Pricing: Around $19.99 standard. Often under $5 on sale, plus a Definitive Edition bundle for the season passes.
Migrating from DoA 6: same family of 3D fighter, similar stance work. The strike-throw-counter rhythm is the closest of the Tekken games to DoA’s hold system.
Download: Steam
Bottom line: The budget pick. Worth grabbing on sale if Tekken 8’s price tag is the blocker.
How to choose
- Pick Tekken 8 if you want the most popular modern 3D fighter on PC.
- Pick Soulcalibur VI if you want the closest mechanical fit to DoA 6.
- Pick Street Fighter 6 if you want the easiest re-entry into fighting games.
- Pick Mortal Kombat 1 if you want cinematic single-player.
- Pick Guilty Gear Strive if you want top-tier 2D netcode.
- Pick DNF Duel if you want a class-based fighter.
- Pick Tekken 7 if budget matters more than current player counts.
- Stay on Dead or Alive 6 if you want the specific stance-and-hold loop and you can accept the quieter online queues. The Last Round re-release does not change those fundamentals either way.
FAQ
Is there a 3D fighter on PC with the same hold system as Dead or Alive?
Not exactly. Tekken’s parries and Soulcalibur’s guard impacts are the closest mechanical cousins. Tekken 8 has the largest player base; Soulcalibur VI is the closest in tempo and movement.
Which fighter has the best PC netcode in 2026?
Guilty Gear Strive, Street Fighter 6, and Tekken 8 all use rollback netcode and play well across normal ping ranges.

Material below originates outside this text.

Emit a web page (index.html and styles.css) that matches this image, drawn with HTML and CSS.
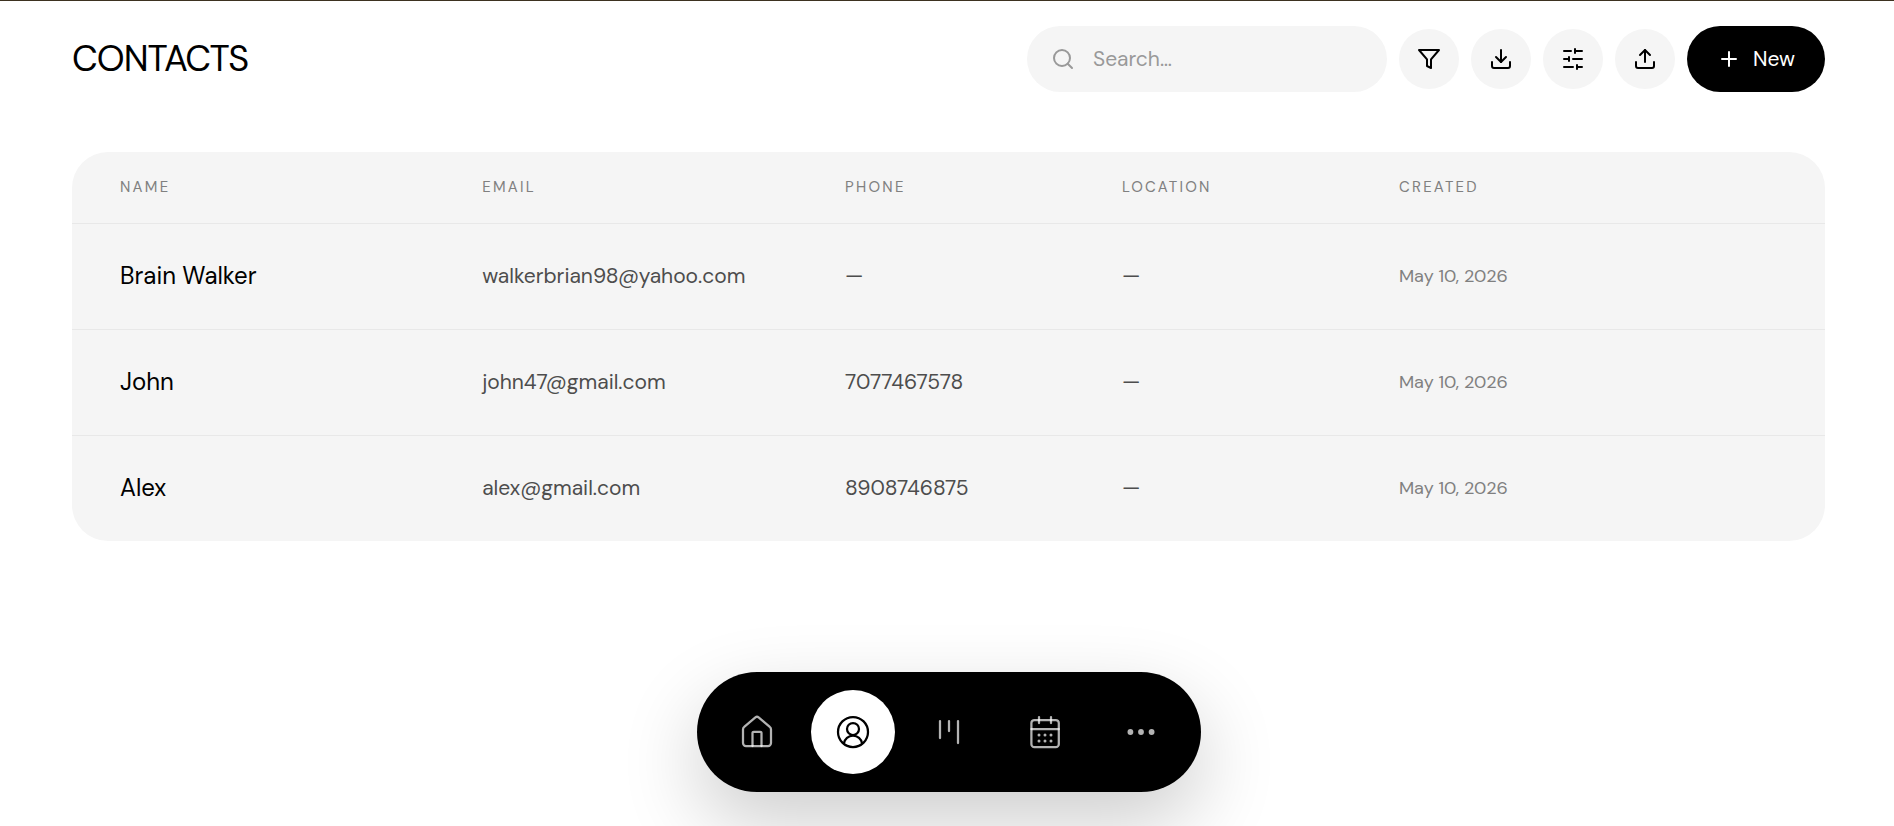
FILE: index.html
```html
<!DOCTYPE html>
<html lang="en">
<head>
    <meta charset="UTF-8">
    <meta name="viewport" content="width=device-width, initial-scale=1.0">
    <title>Contacts</title>
    <link rel="stylesheet" href="styles.css">
</head>
<body>
    <header class="page-header">
        <h1>CONTACTS</h1>

        <div class="toolbar">
            <div class="search">
                <svg class="icon" viewBox="0 0 24 24"><circle cx="11" cy="11" r="8"/><path d="m21 21-4.3-4.3"/></svg>
                <input type="text" aria-label="Search contacts" placeholder="Search…">
            </div>
            <button class="icon-btn" type="button" aria-label="Filter">
                <svg class="icon" viewBox="0 0 24 24"><path d="M22 3H2l8 9.46V19l4 2v-8.54L22 3z"/></svg>
            </button>
            <button class="icon-btn" type="button" aria-label="Import">
                <svg class="icon" viewBox="0 0 24 24"><path d="M21 15v4a2 2 0 0 1-2 2H5a2 2 0 0 1-2-2v-4"/><path d="m7 10 5 5 5-5"/><path d="M12 15V3"/></svg>
            </button>
            <button class="icon-btn" type="button" aria-label="Customize fields">
                <svg class="icon" viewBox="0 0 24 24"><path d="M21 4h-7M10 4H3M21 12h-9M8 12H3M21 20h-5M12 20H3M14 2v4M8 10v4M16 18v4"/></svg>
            </button>
            <button class="icon-btn" type="button" aria-label="Export">
                <svg class="icon" viewBox="0 0 24 24"><path d="M21 15v4a2 2 0 0 1-2 2H5a2 2 0 0 1-2-2v-4"/><path d="m17 8-5-5-5 5"/><path d="M12 3v12"/></svg>
            </button>
            <button class="new-btn" type="button">
                <svg class="icon" viewBox="0 0 24 24"><path d="M5 12h14M12 5v14"/></svg>
                New
            </button>
        </div>
    </header>

    <main class="card">
        <table class="contacts">
            <thead>
                <tr>
                    <th class="col-name">Name</th>
                    <th class="col-email">Email</th>
                    <th class="col-info">Phone</th>
                    <th class="col-info">Location</th>
                    <th>Created</th>
                </tr>
            </thead>
            <tbody>
                <tr>
                    <td class="name">Brain Walker</td>
                    <td>walkerbrian98@yahoo.com</td>
                    <td>—</td>
                    <td>—</td>
                    <td class="created">May 10, 2026</td>
                </tr>
                <tr>
                    <td class="name">John</td>
                    <td>john47@gmail.com</td>
                    <td>7077467578</td>
                    <td>—</td>
                    <td class="created">May 10, 2026</td>
                </tr>
                <tr>
                    <td class="name">Alex</td>
                    <td>alex@gmail.com</td>
                    <td>8908746875</td>
                    <td>—</td>
                    <td class="created">May 10, 2026</td>
                </tr>
            </tbody>
        </table>
    </main>

    <nav class="dock" aria-label="Main">
        <a href="#home" aria-label="Home">
            <svg class="icon" viewBox="0 0 36 36"><path d="M4 15.4c0-1 .4-1.9 1.2-2.5L16.4 3.4a2.6 2.6 0 0 1 3.2 0l11.2 9.5c.8.6 1.2 1.5 1.2 2.5V29a3 3 0 0 1-3 3H7a3 3 0 0 1-3-3V15.4z"/><path d="M13.5 32V19a1.2 1.2 0 0 1 1.2-1.2h6.6a1.2 1.2 0 0 1 1.2 1.2v13"/></svg>
        </a>
        <a href="#contacts" class="active" aria-label="Contacts" aria-current="page">
            <svg class="icon" viewBox="0 0 36 36"><circle cx="18" cy="18" r="15"/><circle cx="18" cy="15" r="6"/><path d="M8.9 29.5a9.2 9.2 0 0 1 18.2 0"/></svg>
        </a>
        <a href="#pipeline" aria-label="Pipeline">
            <svg class="icon" viewBox="0 0 36 36"><path d="M9 7v17"/><path d="M18 7v10"/><path d="M27 7v22"/></svg>
        </a>
        <a href="#calendar" aria-label="Calendar">
            <svg class="icon" viewBox="0 0 36 36"><rect x="4.4" y="6" width="27.4" height="27.2" rx="3"/><path d="M4.4 15h27.4"/><path d="M12 3v6"/><path d="M24 3v6"/><g class="dots"><circle cx="12" cy="21" r="1.5"/><circle cx="18" cy="21" r="1.5"/><circle cx="24" cy="21" r="1.5"/><circle cx="12" cy="27" r="1.5"/><circle cx="18" cy="27" r="1.5"/><circle cx="24" cy="27" r="1.5"/></g></svg>
        </a>
        <button type="button" aria-label="More">
            <svg class="icon" viewBox="0 0 36 36"><g class="dots"><circle cx="7.4" cy="18" r="2.9"/><circle cx="18" cy="18" r="2.9"/><circle cx="28.6" cy="18" r="2.9"/></g></svg>
        </button>
    </nav>
</body>
</html>
```

FILE: styles.css
```css
* {
    box-sizing: border-box;
}
body {
    margin: 0;
    padding: 25px 69px 0 72px;
    border-top: 1px solid #3d3220;
    font-family: "DM Sans", Inter, sans-serif;
    font-weight: 400;
    color: #000;
    background: #fff;
}
button, input {
    font: inherit;
    border: none;
}
button {
    cursor: pointer;
}
.icon {
    width: 24px;
    height: 24px;
    flex: none;
    fill: none;
    stroke: currentColor;
    stroke-width: 2;
    stroke-linecap: round;
    stroke-linejoin: round;
}

/* Header */
.page-header {
    display: flex;
    align-items: center;
    justify-content: space-between;
    margin-bottom: 60px;
}
h1 {
    margin: 0;
    padding-bottom: 2px;
    font-size: 36px;
    font-weight: 400;
    letter-spacing: -1px;
}
.toolbar {
    display: flex;
    align-items: center;
    gap: 12px;
}
.search {
    display: flex;
    align-items: center;
    gap: 18px;
    width: 360px;
    height: 66px;
    padding: 0 24px;
    border-radius: 33px;
    background: #f5f5f5;
    color: #999;
}
.search input {
    flex: 1;
    min-width: 0;
    padding: 0;
    font-size: 21px;
    color: #000;
    background: none;
    outline: none;
}
.search input::placeholder {
    color: #999;
}
.icon-btn {
    display: flex;
    align-items: center;
    justify-content: center;
    width: 60px;
    height: 60px;
    padding: 0;
    border-radius: 50%;
    background: #f5f5f5;
    color: #000;
}
.new-btn {
    display: flex;
    align-items: center;
    gap: 12px;
    height: 66px;
    padding: 0 30px;
    border-radius: 33px;
    background: #000;
    color: #fff;
    font-size: 21px;
}

/* Contacts table */
.card {
    border-radius: 36px;
    background: #f5f5f5;
    overflow: hidden;
}
.contacts {
    width: 100%;
    table-layout: fixed;
    border-collapse: separate;
    border-spacing: 0;
}
.contacts th,
.contacts td {
    padding: 0 0 2px;
    text-align: left;
    border-bottom: 1px solid #e8e8e8;
}
.contacts th:first-child,
.contacts td:first-child {
    padding-left: 48px;
}
.contacts th {
    height: 72px;
    font-size: 15px;
    font-weight: 400;
    letter-spacing: 0.15em;
    text-transform: uppercase;
    color: #808080;
}
.contacts td {
    height: 106px;
    font-size: 21px;
    color: #4d4d4d;
}
.contacts tr:last-child td {
    height: 105px;
    border-bottom: none;
}
.contacts .name {
    font-size: 24px;
    color: #000;
}
.contacts .created {
    font-size: 18px;
    color: #808080;
}
.col-name {
    width: 23.4%;
}
.col-email {
    width: 20.7%;
}
.col-info {
    width: 15.8%;
}

/* Bottom dock */
.dock {
    position: fixed;
    left: 72px;
    right: 69px;
    bottom: 34px;
    display: flex;
    gap: 12px;
    width: max-content;
    margin: 0 auto;
    padding: 18px;
    border-radius: 60px;
    background: #000;
    box-shadow: 0 30px 80px rgba(0, 0, 0, 0.2);
}
.dock a,
.dock button {
    display: flex;
    align-items: center;
    justify-content: center;
    width: 84px;
    height: 84px;
    padding: 0;
    border-radius: 50%;
    background: none;
    color: rgba(255, 255, 255, 0.7);
}
.dock .active {
    background: #fff;
    color: #000;
}
.dock .icon {
    width: 36px;
    height: 36px;
    stroke-width: 2.25;
}
.dock .dots {
    fill: currentColor;
    stroke: none;
}
```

Mortal Kombat 1 also uses rollback. Older games like Tekken 7 use delay-based netcode and can feel laggier at high pings.
Is Tekken 8 worth the price over Tekken 7?
If you can spend $69.99, Tekken 8 is the more active community, has the better netcode, and is where the series is going. Tekken 7 remains a great value play if budget matters or you want the deepest roster for the lowest price.
What is the best free fighter on PC?
Among free-to-play fighters, Multiversus and Brawlhalla have the largest active player bases on PC, but neither matches a paid 3D fighter for system depth. For an ex-DoA player, a discounted Soulcalibur VI or Tekken 7 is usually a better bet than free-to-play.